We are conditioned by our parents, teachers, managers, peers, and anyone else with whom we’ve spent a great deal of time. Our conditioning causes us to think about things certain ways. The way we think dictates the way we act. In fact, it is impossible to think one way and act another way consistently. I’ll explain further in a moment. The way we act dictates the results we achieve, and our results determine our level of success.
Let’s take a fairly generic example, and we may then apply it to other situations. Think about a diet. When on a diet, we’re told to eat different foods, drink more water, exercise, etc. While those are actions and behaviors, they rarely lead to a consistent change of behavior because in many cases we feel like we’re having to starve ourselves or eat like a rabbit. It is impossible to believe one way and act differently on a consistent basis. Sure, we tell ourselves things like “Fake it until I make it”, but the truth is, no one is that talented of an actor or actress. That is why a nutritionist will tell you that it can’t be a diet, but a way of _____. Chances are, you knew that “Life” was the word to fill in that blank. How did you know that? Precisely. You have been conditioned to know that based on the number of times you have heard the message. Last week we identified that the first step to changing an attitude or thought process is overcoming ignorance. If you don’t know you are doing something wrong, you certainly don’t know you need to change it.
Have you ever met someone who was completely negative and yet seemed to have no idea how they were perceived? (Chances are, if your answer is no, that person may be you!) The fact is, we don’t know what we don’t know. The first step in changing our habits is to be aware of the habits we have. If I spend my time complaining, feeling chronically negative, and always looking for the worst in situations, I certainly cannot change those thoughts unless I realize that I have them.
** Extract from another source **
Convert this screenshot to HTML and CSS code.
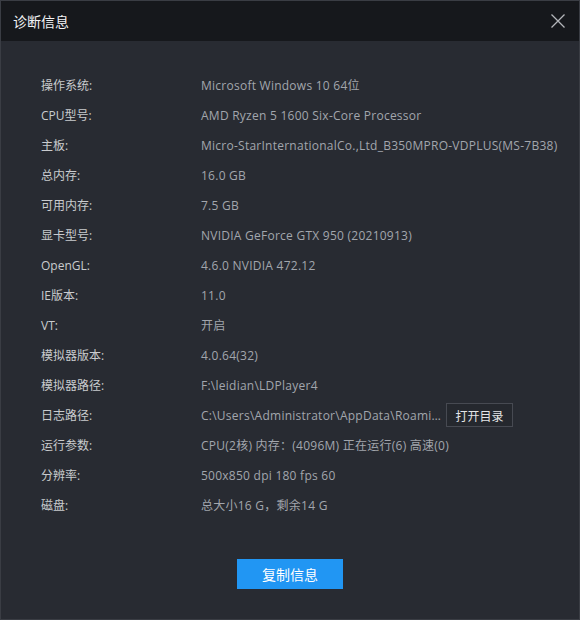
FILE: index.html
```html
<!DOCTYPE html>
<html lang="zh">
<head>
<meta charset="utf-8">
<link rel="stylesheet" href="styles.css">
</head>
<body>
<div class="window">
  <div class="titlebar">
    <span class="title">诊断信息</span>
    <span class="close">
      <svg width="14" height="14" viewBox="0 0 14 14"><path d="M0.5 0.5L13.5 13.5M13.5 0.5L0.5 13.5" stroke="#b4b6ba" stroke-width="1.3"/></svg>
    </span>
  </div>
  <div class="content">
    <div class="rows">
      <div class="row"><span class="label">操作系统:</span><span class="value">Microsoft Windows 10 64位</span></div>
      <div class="row"><span class="label">CPU型号:</span><span class="value">AMD Ryzen 5 1600 Six-Core Processor</span></div>
      <div class="row"><span class="label">主板:</span><span class="value">Micro-StarInternationalCo.,Ltd_B350MPRO-VDPLUS(MS-7B38)</span></div>
      <div class="row"><span class="label">总内存:</span><span class="value">16.0 GB</span></div>
      <div class="row"><span class="label">可用内存:</span><span class="value">7.5 GB</span></div>
      <div class="row"><span class="label">显卡型号:</span><span class="value">NVIDIA GeForce GTX 950 (20210913)</span></div>
      <div class="row"><span class="label">OpenGL:</span><span class="value">4.6.0 NVIDIA 472.12</span></div>
      <div class="row"><span class="label">IE版本:</span><span class="value">11.0</span></div>
      <div class="row"><span class="label">VT:</span><span class="value">开启</span></div>
      <div class="row"><span class="label">模拟器版本:</span><span class="value">4.0.64(32)</span></div>
      <div class="row"><span class="label">模拟器路径:</span><span class="value">F:\leidian\LDPlayer4</span></div>
      <div class="row"><span class="label">日志路径:</span><span class="value path">C:\Users\Administrator\AppData\Roaming\LDPlayer4\log</span><button class="open-btn">打开目录</button></div>
      <div class="row"><span class="label">运行参数:</span><span class="value">CPU(2核) 内存：(4096M) 正在运行(6) 高速(0)</span></div>
      <div class="row"><span class="label">分辨率:</span><span class="value">500x850 dpi 180 fps 60</span></div>
      <div class="row"><span class="label">磁盘:</span><span class="value">总大小16 G，剩余14 G</span></div>
    </div>
    <div class="actions">
      <button class="copy-btn">复制信息</button>
    </div>
  </div>
</div>
</body>
</html>
```
FILE: styles.css
```css
html, body {
  margin: 0;
  padding: 0;
  background: #272a31;
}
body {
  font-family: "Open Sans", "Noto Sans CJK SC", sans-serif;
}
.window {
  width: 580px;
  height: 620px;
  box-sizing: border-box;
  border: 1px solid #3a3d44;
  background: #282b32;
  display: flex;
  flex-direction: column;
}
.titlebar {
  height: 40px;
  flex: none;
  background: #16181c;
  display: flex;
  align-items: center;
  justify-content: space-between;
  padding: 0 14px 0 12px;
}
.title {
  color: #f2f3f5;
  font-size: 14px;
  font-family: "Noto Sans CJK SC", sans-serif;
}
.close {
  display: flex;
  width: 14px;
  height: 14px;
}
.content {
  padding: 29px 40px 0 40px;
  display: flex;
  flex-direction: column;
}
.row {
  height: 30px;
  display: flex;
  align-items: center;
  font-size: 12px;
}
.label {
  width: 160px;
  flex: none;
  color: #c9cbce;
}
.value {
  color: #a2a6ad;
  white-space: nowrap;
  letter-spacing: 0.25px;
}
.path {
  width: 240px;
  overflow: hidden;
  text-overflow: ellipsis;
}
.open-btn {
  margin-left: 5px;
  height: 24px;
  width: 67px;
  box-sizing: border-box;
  border: 1px solid #474a52;
  background: #25282e;
  color: #e4e5e7;
  font-family: "Noto Sans CJK SC", sans-serif;
  font-size: 12px;
  padding: 0;
}
.actions {
  display: flex;
  justify-content: center;
  margin-top: 39px;
}
.copy-btn {
  width: 106px;
  height: 30px;
  border: none;
  background: #2196f3;
  color: #ffffff;
  font-family: "Noto Sans CJK SC", sans-serif;
  font-size: 14px;
  padding: 0;
}
```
If you want to change something you do habitually yet can’t find anything you do that is less than desirable, ask those closest to you. I guarantee someone will be able to provide you with one or two things you do that might not be getting you the results you want.
Once you’ve overcome the first stage, ignorance, it is time to move on to stage 2 – Retrospective Awareness. Most of us know of something we do that is contributing to us getting a result we do not want or like. The challenge is that for many of us, we realize we’ve done it after the fact. For example, you may be aware that you have a tendency to interrupt others while they are speaking and may desire to be a more effective listener. The first step is to acknowledge the fact that you have a habit of interrupting. Once aware of a certain behavior, most of us catch ourselves doing it after the fact. You may have just had a conversation with someone and after walking away, you realize you interrupted several times.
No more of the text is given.